___ PROVIDED RECORDS

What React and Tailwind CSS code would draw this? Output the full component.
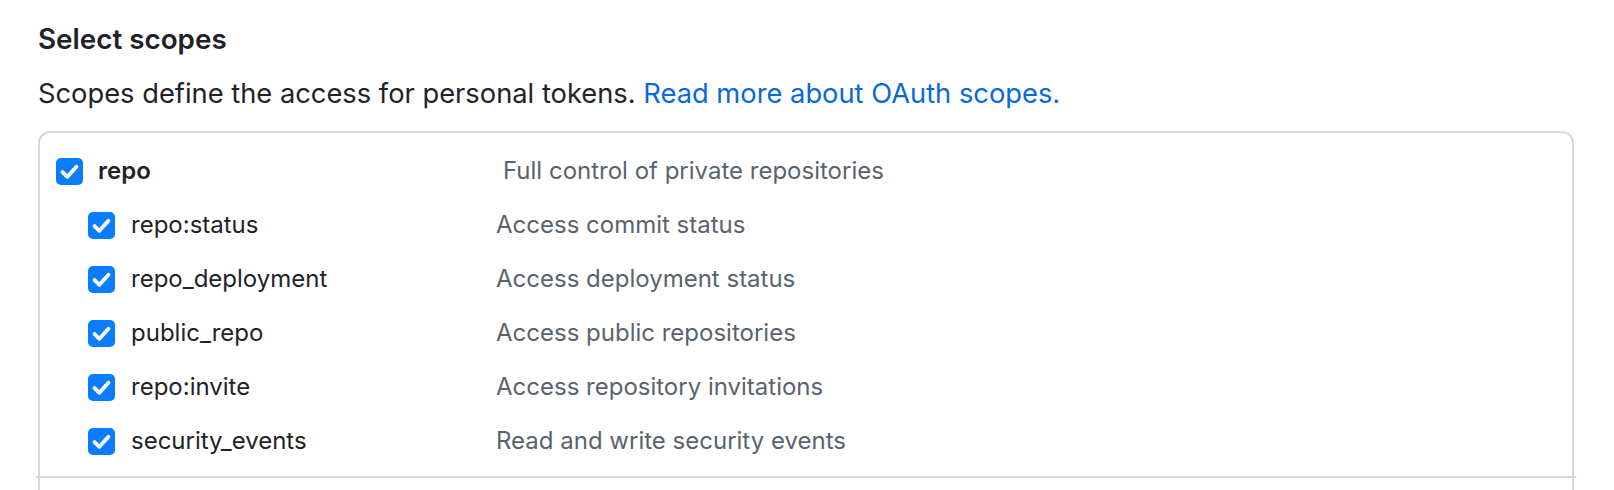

______
___ PROVIDED RECORDS

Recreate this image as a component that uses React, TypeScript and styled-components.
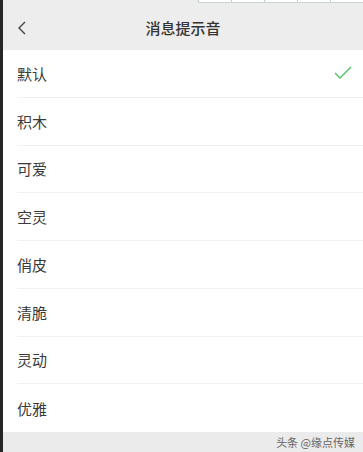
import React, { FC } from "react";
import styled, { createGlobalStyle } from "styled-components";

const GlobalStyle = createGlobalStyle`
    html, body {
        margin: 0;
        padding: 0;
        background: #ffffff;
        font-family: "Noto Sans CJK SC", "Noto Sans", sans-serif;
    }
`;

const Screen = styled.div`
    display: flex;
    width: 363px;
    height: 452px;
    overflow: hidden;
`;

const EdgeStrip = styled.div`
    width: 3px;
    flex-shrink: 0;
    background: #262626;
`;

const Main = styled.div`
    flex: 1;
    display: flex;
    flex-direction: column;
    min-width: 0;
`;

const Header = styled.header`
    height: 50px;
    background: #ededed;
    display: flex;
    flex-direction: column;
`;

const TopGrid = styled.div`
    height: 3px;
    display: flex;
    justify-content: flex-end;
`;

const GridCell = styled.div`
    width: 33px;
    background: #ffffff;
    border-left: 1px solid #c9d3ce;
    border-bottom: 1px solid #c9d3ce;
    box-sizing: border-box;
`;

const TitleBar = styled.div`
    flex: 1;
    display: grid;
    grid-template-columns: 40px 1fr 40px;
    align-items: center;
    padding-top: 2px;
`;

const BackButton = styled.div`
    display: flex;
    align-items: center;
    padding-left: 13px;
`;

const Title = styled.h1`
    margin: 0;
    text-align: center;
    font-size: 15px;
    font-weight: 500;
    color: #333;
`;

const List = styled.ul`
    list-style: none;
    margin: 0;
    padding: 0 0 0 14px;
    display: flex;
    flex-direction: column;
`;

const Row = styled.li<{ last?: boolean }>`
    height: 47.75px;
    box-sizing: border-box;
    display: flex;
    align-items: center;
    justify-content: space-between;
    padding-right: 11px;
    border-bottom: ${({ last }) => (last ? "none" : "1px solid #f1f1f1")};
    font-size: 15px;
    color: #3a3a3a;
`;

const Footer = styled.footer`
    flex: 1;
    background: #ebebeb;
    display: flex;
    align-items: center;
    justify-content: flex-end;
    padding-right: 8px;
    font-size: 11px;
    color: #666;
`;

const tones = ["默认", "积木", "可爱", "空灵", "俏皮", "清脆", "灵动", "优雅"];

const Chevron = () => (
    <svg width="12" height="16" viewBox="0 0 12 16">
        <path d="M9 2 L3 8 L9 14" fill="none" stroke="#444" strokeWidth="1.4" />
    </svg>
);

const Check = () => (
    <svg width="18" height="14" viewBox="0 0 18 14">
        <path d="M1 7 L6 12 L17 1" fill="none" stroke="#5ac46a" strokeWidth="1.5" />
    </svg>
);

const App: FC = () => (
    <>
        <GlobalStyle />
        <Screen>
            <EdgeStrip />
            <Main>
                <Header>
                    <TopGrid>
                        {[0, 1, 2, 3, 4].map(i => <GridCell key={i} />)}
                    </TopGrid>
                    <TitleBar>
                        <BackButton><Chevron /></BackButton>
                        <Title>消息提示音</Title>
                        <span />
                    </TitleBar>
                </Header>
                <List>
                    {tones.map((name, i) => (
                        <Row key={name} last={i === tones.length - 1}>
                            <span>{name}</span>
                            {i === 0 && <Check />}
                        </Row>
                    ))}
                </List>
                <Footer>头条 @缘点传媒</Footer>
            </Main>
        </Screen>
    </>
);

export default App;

______
___ PROVIDED RECORDS

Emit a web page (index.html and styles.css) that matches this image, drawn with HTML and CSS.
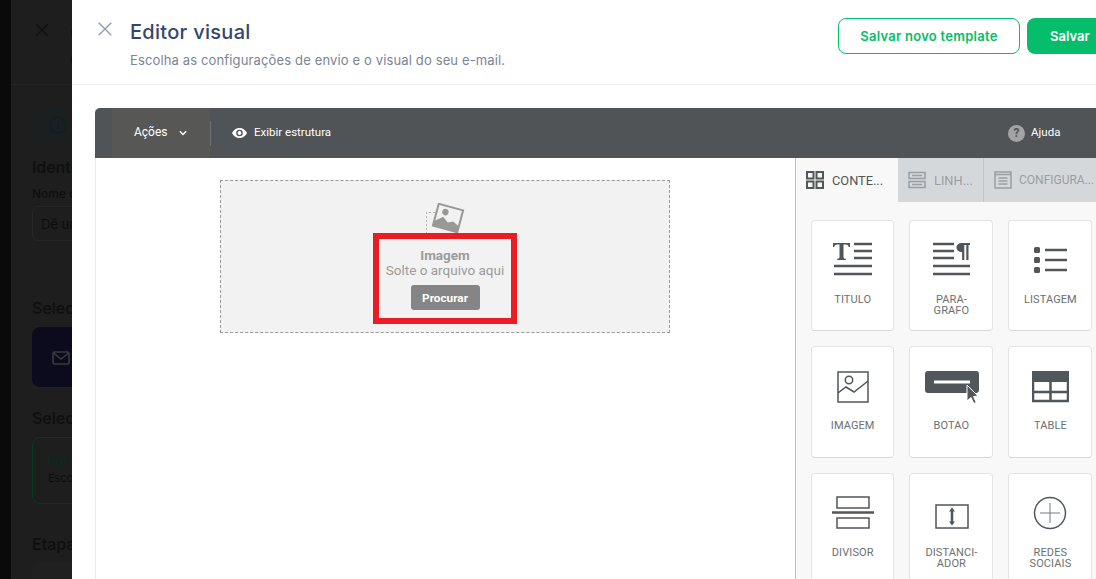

______

**GIVEN TASK**
Go through the records. Copy each line where "that" appears.

**WRITTEN SOLUTION**
Recreate this image as a component that uses React, TypeScript and styled-components.
Emit a web page (index.html and styles.css) that matches this image, drawn with HTML and CSS.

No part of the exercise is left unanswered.